Addressing Inequalities: Sustainable Development and Policy Reforms
The complex web of geography and resources does not condemn nations to permanent inequality. A range of strategies, supported by evidence from successful cases, offers a path toward a more equitable world.
Promoting Transparency and Good Governance
The Extractive Industries Transparency Initiative (EITI) is a global standard that requires governments and companies to disclose revenues from oil, gas, and mining. Over 50 countries have implemented EITI, leading to greater accountability and reduced corruption. The EITI website provides resources for countries seeking to implement the standard. Independent oversight bodies, public audits, and civil society participation are essential to ensure resource wealth reaches the population.
Investing in Human Capital and Diversification
Countries like Malaysia and Chile have used resource revenues to invest heavily in education, healthcare, and infrastructure, creating a skilled workforce capable of driving non-resource sectors. Economic diversification reduces vulnerability to commodity price shocks and creates stable employment. For resource-poor countries, investing in human capital is even more critical—the success of nations like Japan, South Korea, and Singapore shows that a well-educated population can overcome geographic and resource disadvantages entirely.

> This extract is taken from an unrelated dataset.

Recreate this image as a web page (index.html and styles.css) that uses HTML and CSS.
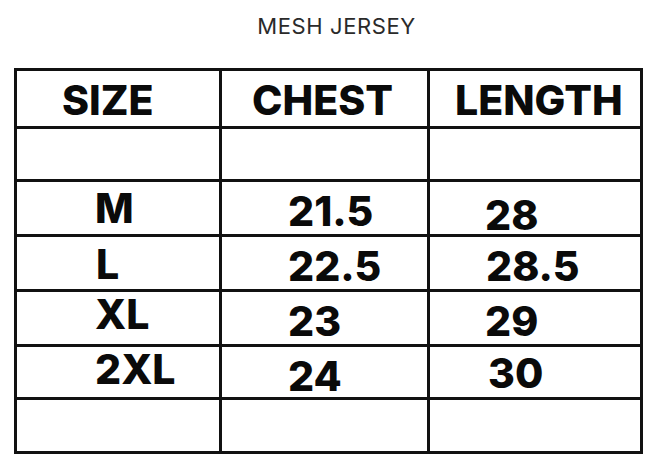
FILE: index.html
```html
<!DOCTYPE html>
<html lang="en">
<head>
<meta charset="utf-8">
<title>Mesh Jersey Size Chart</title>
<link rel="stylesheet" href="styles.css">
</head>
<body>
<main class="page">
  <h1 class="title">MESH JERSEY</h1>
  <div class="chart">
    <div class="cell head c1">SIZE</div>
    <div class="cell head c2">CHEST</div>
    <div class="cell head c3">LENGTH</div>

    <div class="cell blank"></div>
    <div class="cell blank"></div>
    <div class="cell blank"></div>

    <div class="cell c1 pt6">M</div>
    <div class="cell c2 pt9">21.5</div>
    <div class="cell c3 pt13">28</div>

    <div class="cell c1 pt7 l-shift">L</div>
    <div class="cell c2 pt9">22.5</div>
    <div class="cell c3 pt9 r-shift">28.5</div>

    <div class="cell c1 pt2">XL</div>
    <div class="cell c2 pt9">23</div>
    <div class="cell c3 pt9">29</div>

    <div class="cell c1 pt2">2XL</div>
    <div class="cell c2 pt9">24</div>
    <div class="cell c3 pt6 r-shift2">30</div>

    <div class="cell blank"></div>
    <div class="cell blank"></div>
    <div class="cell blank"></div>
  </div>
</main>
</body>
</html>
```

FILE: styles.css
```css
* { box-sizing: border-box; }

html, body {
  margin: 0;
  padding: 0;
  background: #ffffff;
}

.page {
  width: 660px;
  height: 468px;
  padding-top: 13px;
  padding-left: 14px;
}

.title {
  margin: 0;
  height: 55px;
  padding-left: 16px;
  width: 629px;
  text-align: center;
  font-family: Inter, "Noto Sans", sans-serif;
  font-weight: 400;
  font-size: 22px;
  line-height: 26px;
  letter-spacing: 0.6px;
  color: #2a2a2a;
}

.chart {
  display: grid;
  grid-template-columns: 202px 205px 210px;
  grid-template-rows: 55px 50px 52px 52px 52px 50px 51px;
  gap: 3px;
  padding: 3px;
  width: 629px;
  background: #111111;
}

.cell {
  background: #ffffff;
  font-family: Inter, "Noto Sans", sans-serif;
  font-weight: 800;
  font-size: 41px;
  line-height: 41px;
  color: #0a0a0a;
  white-space: nowrap;
}

.head { padding-top: 9px; }
.head.c1 { padding-left: 45px; }
.head.c2 { padding-left: 30px; }
.head.c3 { padding-left: 25px; }

.c1 { padding-left: 78px; }
.c2 { padding-left: 66px; }
.c3 { padding-left: 55px; }

.l-shift { padding-left: 79px; }
.r-shift { padding-left: 56px; }
.r-shift2 { padding-left: 58px; }

.pt2 { padding-top: 2px; }
.pt6 { padding-top: 6px; }
.pt7 { padding-top: 7px; }
.pt9 { padding-top: 9px; }
.pt13 { padding-top: 13px; }
```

Climate-Resilient Development
In the face of climate change, development strategies must incorporate resilience. For coastal nations, this means investing in flood defenses and sustainable urban planning. For arid nations, it means water conservation technologies, drought-resistant crops, and renewable energy. International climate finance, including the Green Climate Fund, can help developing countries adapt while pursuing low-carbon growth. Recognizing that geography is shifting—melting ice opens new Arctic trade routes, while sea-level rise threatens established ports—requires forward-looking policy.
Conclusion: The Path Toward a More Equitable Future
The relationship between natural resources, geographic advantages, and global inequalities is deeply rooted but not immutable. While the uneven distribution of resources and geography creates initial conditions that favor some nations over others, human institutions, policies, and cooperation can reshape outcomes. The examples of Botswana, Singapore, and the Netherlands demonstrate that strategic management, transparency, and investment in people can turn disadvantages into strengths. Conversely, the cases of Nigeria and many landlocked countries remind us of the dangers of poor governance and inaction. As the world moves toward a more sustainable and equitable future, the lessons of economic geography and resource management will only grow in importance. By learning from both successes and failures, the international community can reduce the inequalities that divide rich from poor, and build a more prosperous world for all.